In this course this plays out in a set of procedures and processes.  Some of them include:

  • We don’t develop the overall syllabus until after we have had a chance to get to know each other.  Through conversation, structured activities and some preliminary class exercises we get a sense of the goals, aspirations and experience that each participant brings to the group.
  • The “course content” is highly individualized and grows out of the genuine needs and interests of the learners.  We manage that through the use of an individualized learning contract which specifies the grade to be earned, the expectations for earning that grade, the learning objectives that will be completed, a rough time line, and an evaluation plan.
  • Learning contracts are developed by the individual learner in collaboration with the course facilitator and other members of the learning group. Because learning in real life is messy and unpredictable, contracts are subject to ongoing negotiation.
  • Blocks of time during class meetings can be scheduled by any class participant to address a topic of interest or to get some assistance with their learning projects.  (This is an experiment in this class.)
  • Each learner will also work on refining a process of reflecting on his/her learning project that incorporates some combination of a learning diary, reflective journal of some sort, some method of critical reflection and whatever other components might be required.

Because the actual learning activities are so highly individualized, this reflection piece is what binds us together as a learning community, as opposed to group of graduate students working on independent study projects.  There are four reflection questions that we’ll look at from a variety of perspectives over the entire duration of the course.

  • What have I learned today, this semester, this week?
  • How did I learn it?
  • How might I learn it differently, maybe even better, in the future?
  • How might I help someone else build on my learning?

We’re at the point in the course where we know each other a little bit, and most folks have defined their learning projects.  The next step is to try to pull what we’ve learned so far into the construction of the syllabus.

Creativity, Inspiration and the Conservation of Keystrokes

We have at least three members of our  current adult education class who are experimenting with blogs as part of their learning logs.  The care and feeding of a blog can teach many things.   Some of those things are inspirational; others are more practical.

As the center of your digital identity, your web site can give you of a fighting chance in creating a web presence that helps you accomplish your professional goals.  Your blog can provide a forum for narrating you work and help attract a community to inspire, challenge and expand your thinking.  It also can provide a way to save you some keystrokes.

As Jon Udell has pointed out, saving keystrokes can be very important, particularly if Scott Hansleman is right in his assessment:

There are a finite number of keystrokes left in your hands before you die. Next time someone emails you, ask yourself “Is emailing this person back the best use of my remaining keystrokes?”

If you can communicate with more people with fewer keystrokes before you die–that’s a good thing.  I had the opportunity for the last few days to put the principle of conservation of keystrokes into practice, using another blog that I post to occasionally.  Earlier this week, William and Mary got hit with a particularly nasty phishing attack and a group of faculty accounts were compromised.  The resulting flood of spam resulted in William and Mary’s outgoing mail being blocked by most large ISP’s, including Blackberry.  Every time someone sent email to Blackberry, the mail bounced.  Every time the mail bounced, I got email asking what was going on with Blackberry.

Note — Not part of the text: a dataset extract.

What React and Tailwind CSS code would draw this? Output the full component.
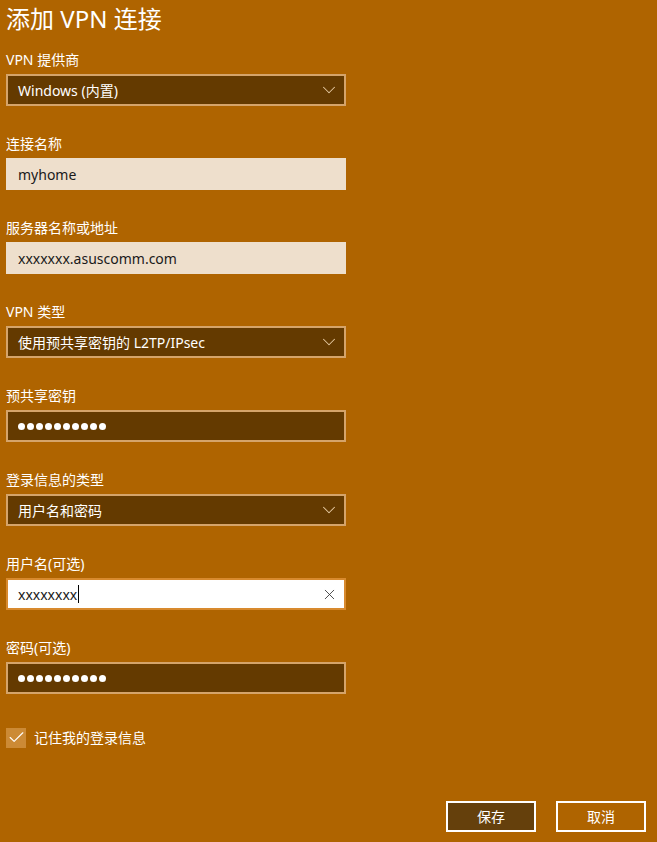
import { ChevronDown, X, Check } from 'lucide-react'

const FONT = { fontFamily: '"Noto Sans", "Noto Sans CJK SC", sans-serif' }

function Label({ children }) {
  return <div className="h-5 text-[14px] leading-5 text-white">{children}</div>
}

function Select({ value }) {
  return (
    <div className="mt-1 flex h-8 w-[340px] items-center justify-between border-2 border-[#d5a46a] bg-[#643a00] pl-[10px] pr-[4px] text-[14px] text-white">
      <span>{value}</span>
      <ChevronDown size={22} strokeWidth={1.1} className="text-[#e6c9a0]" />
    </div>
  )
}

function Light({ value }) {
  return (
    <div className="mt-1 flex h-8 w-[340px] items-center bg-[#eedfcc] px-3 text-[14px] text-[#1a1a1a]">
      {value}
    </div>
  )
}

function Dots() {
  return (
    <div className="mt-1 flex h-8 w-[340px] items-center gap-[2px] border-2 border-[#d5a46a] bg-[#643a00] pl-[10px]">
      {Array.from({ length: 10 }).map((_, i) => (
        <span key={i} className="h-[7px] w-[7px] rounded-full bg-white" />
      ))}
    </div>
  )
}

function Field({ label, children, first }) {
  return (
    <div className={first ? 'mt-3' : 'mt-7'}>
      <Label>{label}</Label>
      {children}
    </div>
  )
}

export default function App() {
  return (
    <div className="flex h-[842px] w-[657px] flex-col bg-[#af6400] px-[6px]" style={FONT}>
      <h1 className="h-[38px] text-[24px] leading-[38px] text-white">添加 VPN 连接</h1>

      <Field label="VPN 提供商" first>
        <Select value="Windows (内置)" />
      </Field>
      <Field label="连接名称">
        <Light value="myhome" />
      </Field>
      <Field label="服务器名称或地址">
        <Light value="xxxxxxx.asuscomm.com" />
      </Field>
      <Field label="VPN 类型">
        <Select value="使用预共享密钥的 L2TP/IPsec" />
      </Field>
      <Field label="预共享密钥">
        <Dots />
      </Field>
      <Field label="登录信息的类型">
        <Select value="用户名和密码" />
      </Field>
      <Field label="用户名(可选)">
        <div className="mt-1 flex h-8 w-[340px] items-center justify-between border-2 border-[#d88a2e] bg-white pl-[10px] pr-[6px] text-[14px] text-[#1a1a1a]">
          <span className="flex items-center">
            xxxxxxxx<span className="ml-[1px] h-[18px] w-px bg-black" />
          </span>
          <X size={17} strokeWidth={1.2} className="text-[#333]" />
        </div>
      </Field>
      <Field label="密码(可选)">
        <Dots />
      </Field>

      <div className="mt-[33px] flex items-center gap-[8px]">
        <div className="flex h-5 w-5 items-center justify-center bg-[#cc8a35]">
          <Check size={19} strokeWidth={1.4} className="text-white" />
        </div>
        <span className="text-[14px] text-white">记住我的登录信息</span>
      </div>

      <div className="mt-auto mb-[10px] flex justify-end gap-5 pr-[5px]">
        <button className="h-[31px] w-[90px] border-2 border-white bg-[#65400c] text-[14px] text-white">保存</button>
        <button className="h-[31px] w-[90px] border-2 border-white bg-[#af6400] text-[14px] text-white">取消</button>
      </div>
    </div>
  )
}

Rather  than answer each one those emails individually, I made a quick post to the SoE blog, then I could direct email to that link rather than respond individually.  Using a blog entry works well in this case because I want to provide a little bit of the back story and show how important it is for all of us in the community to be involved if we want to protect our precious Internet.

Here’s a challenge for you to those of us in the EPPL 714 class.  Can you find a way–high tech or low tech–to invest 1 hour in learning something that will save you 5 hours over the next month?  Can you share it with 10 of your friends so that they can save some time, too? If an hour is too much, can you find a way to invest 10 minutes in something that will save you an hour?  ( Want a hint of a place to look?  If you use Microsoft Word, explore using named styles.)

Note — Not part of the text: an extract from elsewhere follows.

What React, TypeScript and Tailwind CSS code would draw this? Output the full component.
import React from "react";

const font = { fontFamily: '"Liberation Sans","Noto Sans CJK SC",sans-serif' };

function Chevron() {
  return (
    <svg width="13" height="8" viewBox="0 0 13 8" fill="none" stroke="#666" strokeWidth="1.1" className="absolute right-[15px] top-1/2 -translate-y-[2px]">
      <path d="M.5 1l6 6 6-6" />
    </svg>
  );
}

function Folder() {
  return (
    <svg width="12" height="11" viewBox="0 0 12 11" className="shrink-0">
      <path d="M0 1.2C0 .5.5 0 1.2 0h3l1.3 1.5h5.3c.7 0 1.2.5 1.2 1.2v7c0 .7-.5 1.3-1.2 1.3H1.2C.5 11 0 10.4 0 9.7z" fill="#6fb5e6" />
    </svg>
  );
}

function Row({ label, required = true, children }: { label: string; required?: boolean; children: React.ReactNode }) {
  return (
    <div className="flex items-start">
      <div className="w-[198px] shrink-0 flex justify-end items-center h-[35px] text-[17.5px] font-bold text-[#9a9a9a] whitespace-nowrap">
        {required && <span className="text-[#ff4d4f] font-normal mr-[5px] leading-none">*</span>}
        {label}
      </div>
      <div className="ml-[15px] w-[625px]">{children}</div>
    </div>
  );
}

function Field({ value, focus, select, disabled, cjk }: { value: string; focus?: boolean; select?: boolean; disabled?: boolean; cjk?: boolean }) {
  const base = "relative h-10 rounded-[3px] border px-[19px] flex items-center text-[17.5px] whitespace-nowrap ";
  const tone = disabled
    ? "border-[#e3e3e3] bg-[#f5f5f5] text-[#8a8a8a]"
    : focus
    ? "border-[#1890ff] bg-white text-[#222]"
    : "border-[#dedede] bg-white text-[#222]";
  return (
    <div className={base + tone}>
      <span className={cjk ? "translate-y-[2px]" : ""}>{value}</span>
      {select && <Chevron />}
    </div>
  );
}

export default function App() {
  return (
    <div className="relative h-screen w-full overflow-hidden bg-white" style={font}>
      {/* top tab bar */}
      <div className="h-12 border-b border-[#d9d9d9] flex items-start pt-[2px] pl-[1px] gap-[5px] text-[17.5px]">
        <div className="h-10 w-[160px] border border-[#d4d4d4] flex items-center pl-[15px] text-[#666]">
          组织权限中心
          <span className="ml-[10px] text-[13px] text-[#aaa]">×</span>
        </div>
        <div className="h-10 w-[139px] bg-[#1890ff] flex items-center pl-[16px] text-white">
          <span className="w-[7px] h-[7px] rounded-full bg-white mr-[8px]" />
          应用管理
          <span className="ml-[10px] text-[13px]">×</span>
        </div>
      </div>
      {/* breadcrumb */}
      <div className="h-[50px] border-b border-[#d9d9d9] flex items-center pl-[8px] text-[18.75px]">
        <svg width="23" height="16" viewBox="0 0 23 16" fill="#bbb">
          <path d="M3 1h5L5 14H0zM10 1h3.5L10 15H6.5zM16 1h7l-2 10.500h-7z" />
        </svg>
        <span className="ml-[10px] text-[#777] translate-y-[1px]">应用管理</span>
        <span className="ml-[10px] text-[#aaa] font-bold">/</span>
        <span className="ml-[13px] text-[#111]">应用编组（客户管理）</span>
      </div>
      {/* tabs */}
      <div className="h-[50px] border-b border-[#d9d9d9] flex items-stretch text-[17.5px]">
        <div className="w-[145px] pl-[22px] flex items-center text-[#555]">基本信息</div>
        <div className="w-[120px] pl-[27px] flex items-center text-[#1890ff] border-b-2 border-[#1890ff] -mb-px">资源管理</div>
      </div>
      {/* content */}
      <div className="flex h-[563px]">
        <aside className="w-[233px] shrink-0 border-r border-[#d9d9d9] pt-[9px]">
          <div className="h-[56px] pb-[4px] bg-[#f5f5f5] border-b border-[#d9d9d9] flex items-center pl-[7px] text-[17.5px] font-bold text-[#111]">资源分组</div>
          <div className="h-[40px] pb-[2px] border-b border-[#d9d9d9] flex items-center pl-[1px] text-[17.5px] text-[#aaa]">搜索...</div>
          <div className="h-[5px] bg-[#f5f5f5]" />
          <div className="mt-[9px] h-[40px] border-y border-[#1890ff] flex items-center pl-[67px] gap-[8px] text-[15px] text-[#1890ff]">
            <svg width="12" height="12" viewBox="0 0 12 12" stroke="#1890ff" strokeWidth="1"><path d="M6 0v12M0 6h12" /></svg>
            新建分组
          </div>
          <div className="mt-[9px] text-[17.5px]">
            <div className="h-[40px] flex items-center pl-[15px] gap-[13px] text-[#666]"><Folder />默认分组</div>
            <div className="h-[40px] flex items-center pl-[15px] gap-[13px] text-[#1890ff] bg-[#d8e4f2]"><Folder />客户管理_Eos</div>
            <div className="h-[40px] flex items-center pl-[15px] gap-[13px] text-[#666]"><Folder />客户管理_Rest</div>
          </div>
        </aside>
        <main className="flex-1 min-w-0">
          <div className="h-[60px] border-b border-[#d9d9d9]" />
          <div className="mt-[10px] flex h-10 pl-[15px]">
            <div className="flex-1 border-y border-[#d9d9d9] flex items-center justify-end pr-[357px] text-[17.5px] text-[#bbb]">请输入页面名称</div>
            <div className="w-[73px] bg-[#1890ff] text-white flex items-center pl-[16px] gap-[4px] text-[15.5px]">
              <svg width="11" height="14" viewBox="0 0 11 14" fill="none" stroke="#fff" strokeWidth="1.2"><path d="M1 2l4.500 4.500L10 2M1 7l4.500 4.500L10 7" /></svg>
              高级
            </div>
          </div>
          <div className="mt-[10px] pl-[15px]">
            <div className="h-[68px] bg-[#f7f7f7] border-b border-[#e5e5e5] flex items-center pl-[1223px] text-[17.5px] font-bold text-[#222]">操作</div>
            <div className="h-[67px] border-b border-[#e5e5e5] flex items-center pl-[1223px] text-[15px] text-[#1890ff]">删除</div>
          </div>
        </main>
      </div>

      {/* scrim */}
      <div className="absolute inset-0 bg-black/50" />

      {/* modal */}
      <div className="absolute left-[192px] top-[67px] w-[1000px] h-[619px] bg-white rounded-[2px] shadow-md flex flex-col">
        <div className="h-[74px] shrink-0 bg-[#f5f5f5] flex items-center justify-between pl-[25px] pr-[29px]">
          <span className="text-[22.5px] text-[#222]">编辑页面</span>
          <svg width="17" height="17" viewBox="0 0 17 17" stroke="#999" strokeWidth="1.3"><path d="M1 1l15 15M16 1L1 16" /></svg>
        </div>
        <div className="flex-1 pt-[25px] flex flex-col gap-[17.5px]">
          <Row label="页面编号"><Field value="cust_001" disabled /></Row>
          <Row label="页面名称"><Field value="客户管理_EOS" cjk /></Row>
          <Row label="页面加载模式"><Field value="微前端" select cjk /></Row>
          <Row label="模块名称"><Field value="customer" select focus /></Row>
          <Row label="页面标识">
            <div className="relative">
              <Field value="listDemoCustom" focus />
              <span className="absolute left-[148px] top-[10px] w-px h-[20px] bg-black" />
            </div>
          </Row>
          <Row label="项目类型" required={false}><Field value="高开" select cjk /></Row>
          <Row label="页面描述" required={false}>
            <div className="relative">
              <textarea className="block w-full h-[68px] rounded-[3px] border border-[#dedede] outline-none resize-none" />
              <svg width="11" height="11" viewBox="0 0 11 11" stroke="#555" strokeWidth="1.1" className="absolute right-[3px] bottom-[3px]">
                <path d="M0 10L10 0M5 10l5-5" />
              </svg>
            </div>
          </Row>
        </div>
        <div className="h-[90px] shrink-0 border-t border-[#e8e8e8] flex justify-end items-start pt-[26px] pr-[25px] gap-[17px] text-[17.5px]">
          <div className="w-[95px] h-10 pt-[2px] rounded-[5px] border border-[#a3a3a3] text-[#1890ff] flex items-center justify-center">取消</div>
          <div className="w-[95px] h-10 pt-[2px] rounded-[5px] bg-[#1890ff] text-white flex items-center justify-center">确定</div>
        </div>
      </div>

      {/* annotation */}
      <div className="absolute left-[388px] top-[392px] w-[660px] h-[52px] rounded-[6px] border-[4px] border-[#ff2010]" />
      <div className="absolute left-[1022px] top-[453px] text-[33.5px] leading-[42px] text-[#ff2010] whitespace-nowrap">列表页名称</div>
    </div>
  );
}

This Blog Gonna Rise Again?

I had pretty much made my peace with being an ex-blogger.   It’s been a year since the last time I posted to this blog, and, even that last post was just a speculation about the wisdom of amateurs running their own servers.  For the previous four years, the blog had been center of my digital identity and the source of connection with a host of interesting, challenging and involved colleagues.  It also generated a fair amount angst, since writing is a form of torture for me; I’m prone to embarrassing typos, and I’ve been told by several colleagues that the defining attribute of my writing is my “keen sense of the obvious”.

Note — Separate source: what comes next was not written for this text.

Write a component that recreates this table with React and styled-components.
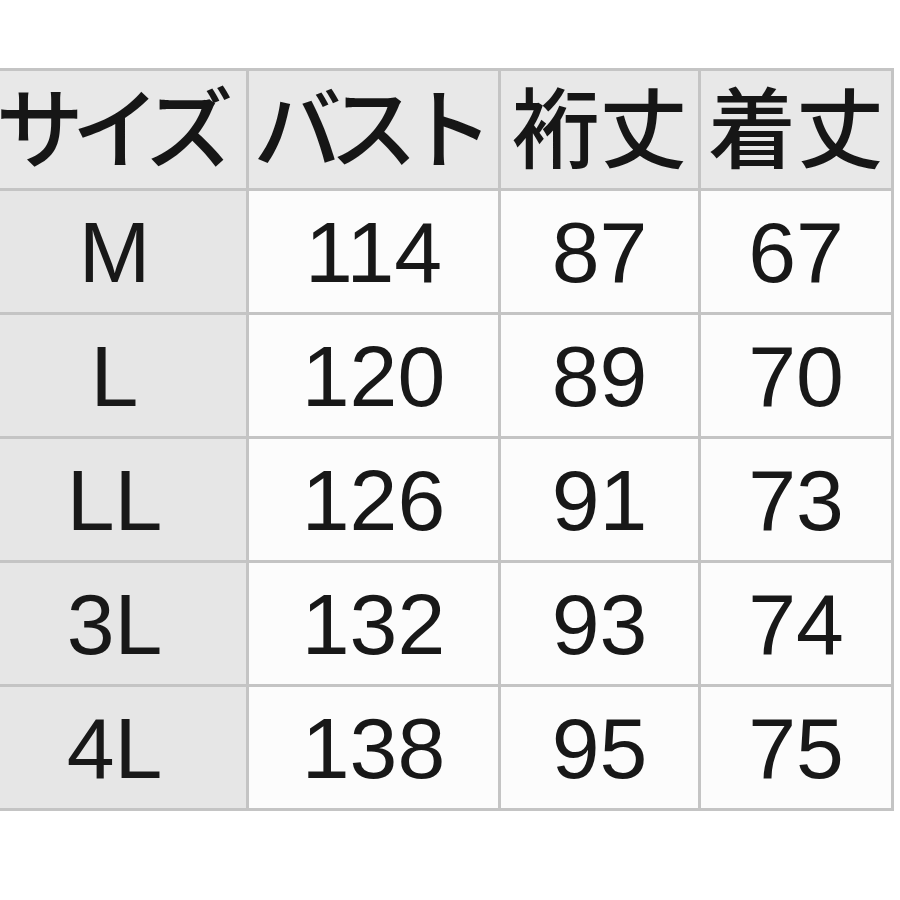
import React from 'react'
import styled, { createGlobalStyle } from 'styled-components'

const GlobalStyle = createGlobalStyle`
  html, body {
    margin: 0;
    padding: 0;
    background: #ffffff;
    overflow: hidden;
  }
`

const Page = styled.div`
  width: 900px;
  height: 900px;
  padding-top: 68px;
  box-sizing: border-box;
  background: #ffffff;
  overflow: hidden;
`

const Table = styled.div`
  display: grid;
  grid-template-columns: 263px 249px 197px 190px;
  grid-template-rows: 117px repeat(5, 121px);
  gap: 3px;
  width: max-content;
  margin-left: -20px;
  border: 3px solid #c4c4c4;
  background: #c4c4c4;
`

const HeadCell = styled.div`
  display: flex;
  align-items: center;
  justify-content: center;
  padding-bottom: 14px;
  box-sizing: border-box;
  background: #e8e8e8;
  color: #161616;
  font-family: "Noto Sans CJK JP", sans-serif;
  font-size: 88px;
  font-weight: 500;
  line-height: 1;
  letter-spacing: ${(p) => (p.$kana ? '-12px' : '0')};
  text-indent: ${(p) => (p.$kana ? '-12px' : '0')};
  white-space: nowrap;
`

const Cell = styled.div`
  display: flex;
  align-items: center;
  justify-content: center;
  background: ${(p) => (p.$label ? '#e6e6e6' : '#fcfcfc')};
  color: #181818;
  font-family: "Liberation Sans", Arial, sans-serif;
  font-size: 86px;
  line-height: 1;
  white-space: nowrap;
`

const headers = [
  { text: 'サイズ', kana: true },
  { text: 'バスト', kana: true },
  { text: '裄丈', kana: false },
  { text: '着丈', kana: false },
]

const rows = [
  ['M', '114', '87', '67'],
  ['L', '120', '89', '70'],
  ['LL', '126', '91', '73'],
  ['3L', '132', '93', '74'],
  ['4L', '138', '95', '75'],
]

export default function App() {
  return (
    <>
      <GlobalStyle />
      <Page>
        <Table>
          {headers.map((h) => (
            <HeadCell key={h.text} $kana={h.kana}>
              {h.text}
            </HeadCell>
          ))}
          {rows.map((row) =>
            row.map((value, i) => (
              <Cell key={row[0] + i} $label={i === 0}>
                {value}
              </Cell>
            ))
          )}
        </Table>
      </Page>
    </>
  )
}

That said, I’ve never quite gotten rid of that small voice in the back of my mind that keeps suggesting I ought to revisit the decision to abandon the blog.  The volume of the voice has gone up this semester as I’m teaching my adult education course for the first time since 2006.   The course is a bit unusual in that it builds explicitly on adult learning principles, which immediately frames the class much differently than most other courses that the students have experienced.  (We write the syllabus together after the fourth week of class, for example.)  There are a couple of guiding principles that emerge that relate to blogging:

  • Adult  educators an ethical responsibility to engage in sustained, systematic and critical reflection about their practice.  One of the major goals of the class is to help students develop methods of reflection that will live on beyond this course and will become integrated into their own lifelong learning and will help guide their efforts in helping others learn over the lifespan.
  • If you can find the courage to do it, sharing some of those reflections in a public way can be a source of continued creativity, inspiration and professional challenge.

Three or four of the students in the class are blogging as part of their reflection efforts, so I’ve been a bit sensitized to the need to narrate my own work.  Then two things happened that pushed me over the top and back into the new post window.  First Gardner posted a comment on a year old post saying stating that he was waiting for something new to appear.  (Curse you, Gardo!)  Then, one of the member  of my class signed up for a Twitter account and started following me, causing me to think that maybe it was time for me to get a little more public about my own reflections and practice.  Maybe it would be good to reopen myself to some of that creativity, inspiration and challenge.